Repeat all the material exactly; pictures stay out of your copy.

## RAW DATA
____
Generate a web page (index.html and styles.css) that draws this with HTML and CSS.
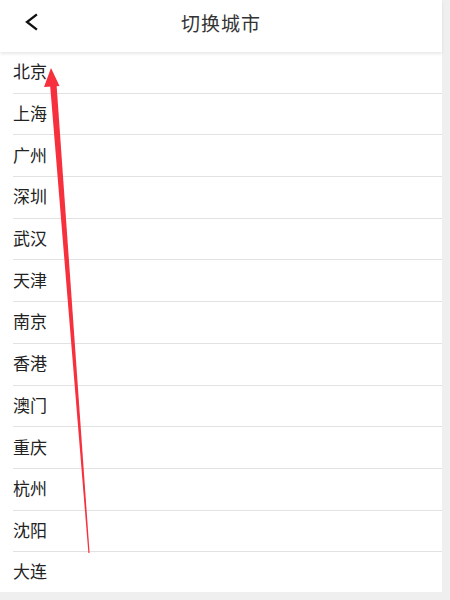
FILE: index.html
```html
<!DOCTYPE html>
<html lang="zh-CN">
<head>
<meta charset="utf-8">
<title>切换城市</title>
<link rel="stylesheet" href="styles.css">
</head>
<body>
<div class="page">
  <header class="topbar">
    <svg class="back" width="14" height="18" viewBox="0 0 14 18"><polyline points="11,2 2,9 11,16" fill="none" stroke="#111" stroke-width="2.3" stroke-linecap="square" stroke-linejoin="miter"/></svg>
    <h1 class="title">切换城市</h1>
  </header>
  <ul class="cities">
    <li class="city">北京</li>
    <li class="city">上海</li>
    <li class="city">广州</li>
    <li class="city">深圳</li>
    <li class="city">武汉</li>
    <li class="city">天津</li>
    <li class="city">南京</li>
    <li class="city">香港</li>
    <li class="city">澳门</li>
    <li class="city">重庆</li>
    <li class="city">杭州</li>
    <li class="city">沈阳</li>
    <li class="city">大连</li>
  </ul>
</div>
<svg class="annot" width="450" height="600" viewBox="0 0 450 600">
  <polygon points="50,84 56.5,84 89.6,553 88.4,553" fill="#f7303e"/>
  <polygon points="51,68 44,87 59.5,86" fill="#f7303e"/>
</svg>
</body>
</html>
```
FILE: styles.css
```css
html, body {
  margin: 0;
  padding: 0;
}
body {
  background: #efefef;
  width: 450px;
  height: 600px;
  overflow: hidden;
  position: relative;
  font-family: "Noto Sans CJK SC", "Noto Sans", sans-serif;
}
.page {
  width: 442px;
  background: #fff;
}
.topbar {
  height: 52px;
  display: flex;
  align-items: center;
  justify-content: center;
  position: relative;
  background: #fff;
  box-shadow: 0 2px 3px rgba(0, 0, 0, 0.09);
  z-index: 1;
}
.back {
  position: absolute;
  left: 25px;
  top: 13px;
}
.title {
  margin: 0 0 7px 0;
  font-size: 19px;
  font-weight: normal;
  color: #333;
  letter-spacing: 1px;
}
.cities {
  list-style: none;
  margin: 0;
  padding: 0;
}
.city {
  box-sizing: border-box;
  height: 41.7px;
  margin-left: 13px;
  padding-bottom: 3px;
  border-bottom: 1px solid #e2e2e2;
  display: flex;
  align-items: center;
  font-size: 17px;
  color: #222;
}
.city:last-child {
  border-bottom: none;
  height: 40px;
}
.annot {
  position: absolute;
  left: 0;
  top: 0;
  pointer-events: none;
}
```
____
## RESPONSE TO THE TASK
Generate a web page (index.html and styles.css) that draws this with HTML and CSS.
FILE: index.html
```html
<!DOCTYPE html>
<html lang="zh-CN">
<head>
<meta charset="utf-8">
<title>切换城市</title>
<link rel="stylesheet" href="styles.css">
</head>
<body>
<div class="page">
  <header class="topbar">
    <svg class="back" width="14" height="18" viewBox="0 0 14 18"><polyline points="11,2 2,9 11,16" fill="none" stroke="#111" stroke-width="2.3" stroke-linecap="square" stroke-linejoin="miter"/></svg>
    <h1 class="title">切换城市</h1>
  </header>
  <ul class="cities">
    <li class="city">北京</li>
    <li class="city">上海</li>
    <li class="city">广州</li>
    <li class="city">深圳</li>
    <li class="city">武汉</li>
    <li class="city">天津</li>
    <li class="city">南京</li>
    <li class="city">香港</li>
    <li class="city">澳门</li>
    <li class="city">重庆</li>
    <li class="city">杭州</li>
    <li class="city">沈阳</li>
    <li class="city">大连</li>
  </ul>
</div>
<svg class="annot" width="450" height="600" viewBox="0 0 450 600">
  <polygon points="50,84 56.5,84 89.6,553 88.4,553" fill="#f7303e"/>
  <polygon points="51,68 44,87 59.5,86" fill="#f7303e"/>
</svg>
</body>
</html>
```
FILE: styles.css
```css
html, body {
  margin: 0;
  padding: 0;
}
body {
  background: #efefef;
  width: 450px;
  height: 600px;
  overflow: hidden;
  position: relative;
  font-family: "Noto Sans CJK SC", "Noto Sans", sans-serif;
}
.page {
  width: 442px;
  background: #fff;
}
.topbar {
  height: 52px;
  display: flex;
  align-items: center;
  justify-content: center;
  position: relative;
  background: #fff;
  box-shadow: 0 2px 3px rgba(0, 0, 0, 0.09);
  z-index: 1;
}
.back {
  position: absolute;
  left: 25px;
  top: 13px;
}
.title {
  margin: 0 0 7px 0;
  font-size: 19px;
  font-weight: normal;
  color: #333;
  letter-spacing: 1px;
}
.cities {
  list-style: none;
  margin: 0;
  padding: 0;
}
.city {
  box-sizing: border-box;
  height: 41.7px;
  margin-left: 13px;
  padding-bottom: 3px;
  border-bottom: 1px solid #e2e2e2;
  display: flex;
  align-items: center;
  font-size: 17px;
  color: #222;
}
.city:last-child {
  border-bottom: none;
  height: 40px;
}
.annot {
  position: absolute;
  left: 0;
  top: 0;
  pointer-events: none;
}
```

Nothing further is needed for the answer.